* [What is being asked] Restate the data below word for word. Skip any images it contains.

* [Information supplied]
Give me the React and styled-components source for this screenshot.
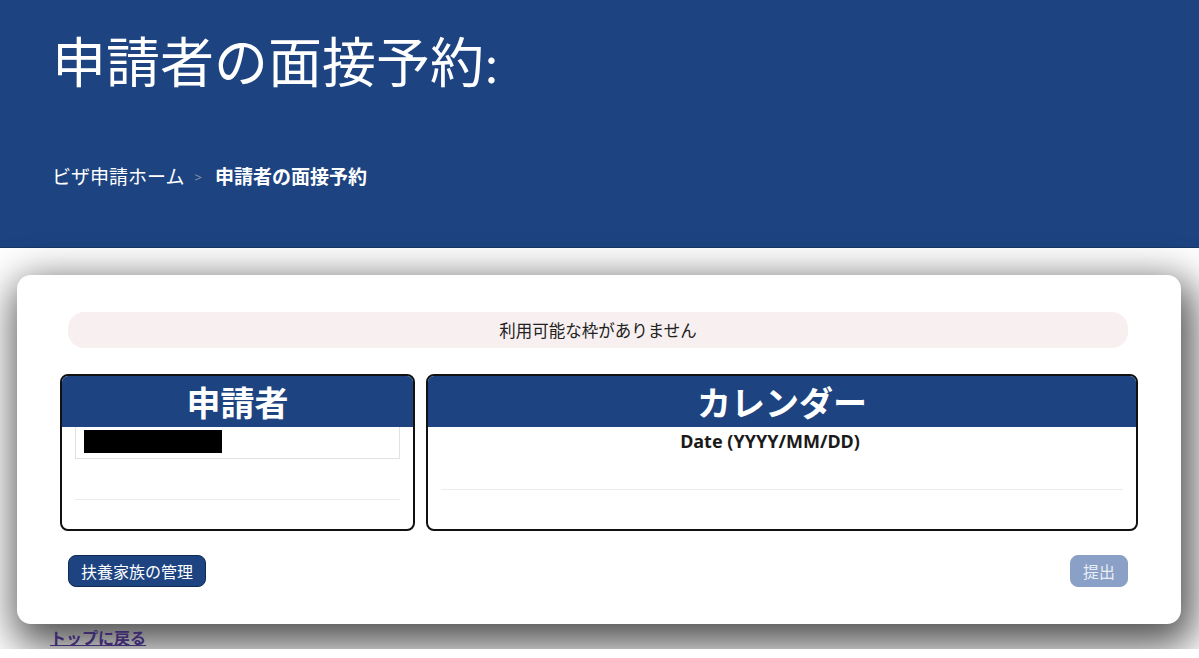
import styled, { createGlobalStyle } from 'styled-components';

const GlobalStyle = createGlobalStyle`
  html, body {
    margin: 0;
    padding: 0;
    background: #ffffff;
    font-family: "Noto Sans", "Noto Sans CJK JP", sans-serif;
  }
`;

function App() {
  return (
    <>
      <GlobalStyle />
      <Header>
        <Title>申請者の面接予約:</Title>
        <Crumbs>
          <span>ビザ申請ホーム</span>
          <Sep>&gt;</Sep>
          <strong>申請者の面接予約</strong>
        </Crumbs>
      </Header>
      <Main>
        <Card>
          <Alert>利用可能な枠がありません</Alert>
          <Panels>
            <Panel>
              <PanelHead>申請者</PanelHead>
              <PanelBody>
                <NameBox>
                  <Redacted />
                </NameBox>
                <Rule $top={40} />
              </PanelBody>
            </Panel>
            <Panel>
              <PanelHead>カレンダー</PanelHead>
              <PanelBody>
                <DateLabel>Date (YYYY/MM/DD)</DateLabel>
                <Rule $top={34} />
              </PanelBody>
            </Panel>
          </Panels>
          <Actions>
            <Button>扶養家族の管理</Button>
            <Button disabled>提出</Button>
          </Actions>
        </Card>
        <BackLink href="#">トップに戻る</BackLink>
      </Main>
    </>
  );
}

export default App;

const Header = styled.header`
  height: 248px;
  background: #1d4481;
  border-bottom: 1px solid #173766;
  padding: 28px 52px 0;
  box-sizing: border-box;
  color: #fff;
`;

const Title = styled.h1`
  margin: 0;
  font-family: "Liberation Serif", "Noto Sans CJK JP", serif;
  font-weight: normal;
  font-size: 54px;
  line-height: 74px;
`;

const Crumbs = styled.div`
  margin-top: 62px;
  font-size: 19px;
  line-height: 26px;
  display: flex;
  align-items: center;
  strong {
    font-weight: bold;
  }
`;

const Sep = styled.span`
  color: #8c96a8;
  font-size: 13px;
  margin: 0 13px 0 10px;
`;

const Main = styled.main`
  padding: 27px 18px 0 17px;
`;

const Card = styled.section`
  background: #fff;
  border-radius: 14px;
  box-shadow: 5px 14px 40px 8px rgba(0, 0, 0, 0.68);
  padding: 37px 43px 37px;
`;

const Alert = styled.div`
  margin: 0 10px 0 8px;
  height: 36px;
  border-radius: 16px;
  background: #f8f0f0;
  color: #222;
  font-size: 16.5px;
  display: flex;
  align-items: center;
  justify-content: center;
`;

const Panels = styled.div`
  margin-top: 26px;
  display: grid;
  grid-template-columns: 355px 1fr;
  gap: 11px;
`;

const Panel = styled.div`
  border: 2px solid #111;
  border-radius: 8px;
  overflow: hidden;
  height: 157px;
  box-sizing: border-box;
  display: flex;
  flex-direction: column;
`;

const PanelHead = styled.div`
  background: #1d4481;
  color: #fff;
  font-weight: bold;
  font-size: 34px;
  height: 51px;
  display: flex;
  align-items: center;
  justify-content: center;
`;

const PanelBody = styled.div`
  padding: 0 13px;
`;

const NameBox = styled.div`
  height: 32px;
  border: 1px solid #e2e2e2;
  border-top: none;
  box-sizing: border-box;
  padding: 3px 8px;
`;

const Redacted = styled.div`
  width: 138px;
  height: 23px;
  background: #000;
`;

const Rule = styled.div`
  margin-top: ${(p) => p.$top}px;
  height: 1px;
  background: #ececec;
`;

const DateLabel = styled.div`
  text-align: center;
  padding-right: 24px;
  font-weight: bold;
  font-size: 18px;
  line-height: 28px;
  color: #1a1a1a;
`;

const Actions = styled.div`
  margin: 24px 10px 0 8px;
  display: flex;
  justify-content: space-between;
`;

const Button = styled.button`
  height: 32px;
  padding: 0 12px;
  border-radius: 8px;
  border: 1px solid ${(p) => (p.disabled ? '#8aa0c6' : '#0f2a55')};
  background: ${(p) => (p.disabled ? '#8aa0c6' : '#1d4481')};
  color: ${(p) => (p.disabled ? '#e8edf6' : '#fff')};
  font-family: "Noto Sans", "Noto Sans CJK JP", sans-serif;
  font-size: 16px;
`;

const BackLink = styled.a`
  display: inline-block;
  margin: 3px 0 0 33px;
  color: #3b2a6e;
  font-weight: bold;
  font-size: 16px;
  line-height: 22px;
`;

* [Answer]
Give me the React and styled-components source for this screenshot.
import styled, { createGlobalStyle } from 'styled-components';

const GlobalStyle = createGlobalStyle`
  html, body {
    margin: 0;
    padding: 0;
    background: #ffffff;
    font-family: "Noto Sans", "Noto Sans CJK JP", sans-serif;
  }
`;

function App() {
  return (
    <>
      <GlobalStyle />
      <Header>
        <Title>申請者の面接予約:</Title>
        <Crumbs>
          <span>ビザ申請ホーム</span>
          <Sep>&gt;</Sep>
          <strong>申請者の面接予約</strong>
        </Crumbs>
      </Header>
      <Main>
        <Card>
          <Alert>利用可能な枠がありません</Alert>
          <Panels>
            <Panel>
              <PanelHead>申請者</PanelHead>
              <PanelBody>
                <NameBox>
                  <Redacted />
                </NameBox>
                <Rule $top={40} />
              </PanelBody>
            </Panel>
            <Panel>
              <PanelHead>カレンダー</PanelHead>
              <PanelBody>
                <DateLabel>Date (YYYY/MM/DD)</DateLabel>
                <Rule $top={34} />
              </PanelBody>
            </Panel>
          </Panels>
          <Actions>
            <Button>扶養家族の管理</Button>
            <Button disabled>提出</Button>
          </Actions>
        </Card>
        <BackLink href="#">トップに戻る</BackLink>
      </Main>
    </>
  );
}

export default App;

const Header = styled.header`
  height: 248px;
  background: #1d4481;
  border-bottom: 1px solid #173766;
  padding: 28px 52px 0;
  box-sizing: border-box;
  color: #fff;
`;

const Title = styled.h1`
  margin: 0;
  font-family: "Liberation Serif", "Noto Sans CJK JP", serif;
  font-weight: normal;
  font-size: 54px;
  line-height: 74px;
`;

const Crumbs = styled.div`
  margin-top: 62px;
  font-size: 19px;
  line-height: 26px;
  display: flex;
  align-items: center;
  strong {
    font-weight: bold;
  }
`;

const Sep = styled.span`
  color: #8c96a8;
  font-size: 13px;
  margin: 0 13px 0 10px;
`;

const Main = styled.main`
  padding: 27px 18px 0 17px;
`;

const Card = styled.section`
  background: #fff;
  border-radius: 14px;
  box-shadow: 5px 14px 40px 8px rgba(0, 0, 0, 0.68);
  padding: 37px 43px 37px;
`;

const Alert = styled.div`
  margin: 0 10px 0 8px;
  height: 36px;
  border-radius: 16px;
  background: #f8f0f0;
  color: #222;
  font-size: 16.5px;
  display: flex;
  align-items: center;
  justify-content: center;
`;

const Panels = styled.div`
  margin-top: 26px;
  display: grid;
  grid-template-columns: 355px 1fr;
  gap: 11px;
`;

const Panel = styled.div`
  border: 2px solid #111;
  border-radius: 8px;
  overflow: hidden;
  height: 157px;
  box-sizing: border-box;
  display: flex;
  flex-direction: column;
`;

const PanelHead = styled.div`
  background: #1d4481;
  color: #fff;
  font-weight: bold;
  font-size: 34px;
  height: 51px;
  display: flex;
  align-items: center;
  justify-content: center;
`;

const PanelBody = styled.div`
  padding: 0 13px;
`;

const NameBox = styled.div`
  height: 32px;
  border: 1px solid #e2e2e2;
  border-top: none;
  box-sizing: border-box;
  padding: 3px 8px;
`;

const Redacted = styled.div`
  width: 138px;
  height: 23px;
  background: #000;
`;

const Rule = styled.div`
  margin-top: ${(p) => p.$top}px;
  height: 1px;
  background: #ececec;
`;

const DateLabel = styled.div`
  text-align: center;
  padding-right: 24px;
  font-weight: bold;
  font-size: 18px;
  line-height: 28px;
  color: #1a1a1a;
`;

const Actions = styled.div`
  margin: 24px 10px 0 8px;
  display: flex;
  justify-content: space-between;
`;

const Button = styled.button`
  height: 32px;
  padding: 0 12px;
  border-radius: 8px;
  border: 1px solid ${(p) => (p.disabled ? '#8aa0c6' : '#0f2a55')};
  background: ${(p) => (p.disabled ? '#8aa0c6' : '#1d4481')};
  color: ${(p) => (p.disabled ? '#e8edf6' : '#fff')};
  font-family: "Noto Sans", "Noto Sans CJK JP", sans-serif;
  font-size: 16px;
`;

const BackLink = styled.a`
  display: inline-block;
  margin: 3px 0 0 33px;
  color: #3b2a6e;
  font-weight: bold;
  font-size: 16px;
  line-height: 22px;
`;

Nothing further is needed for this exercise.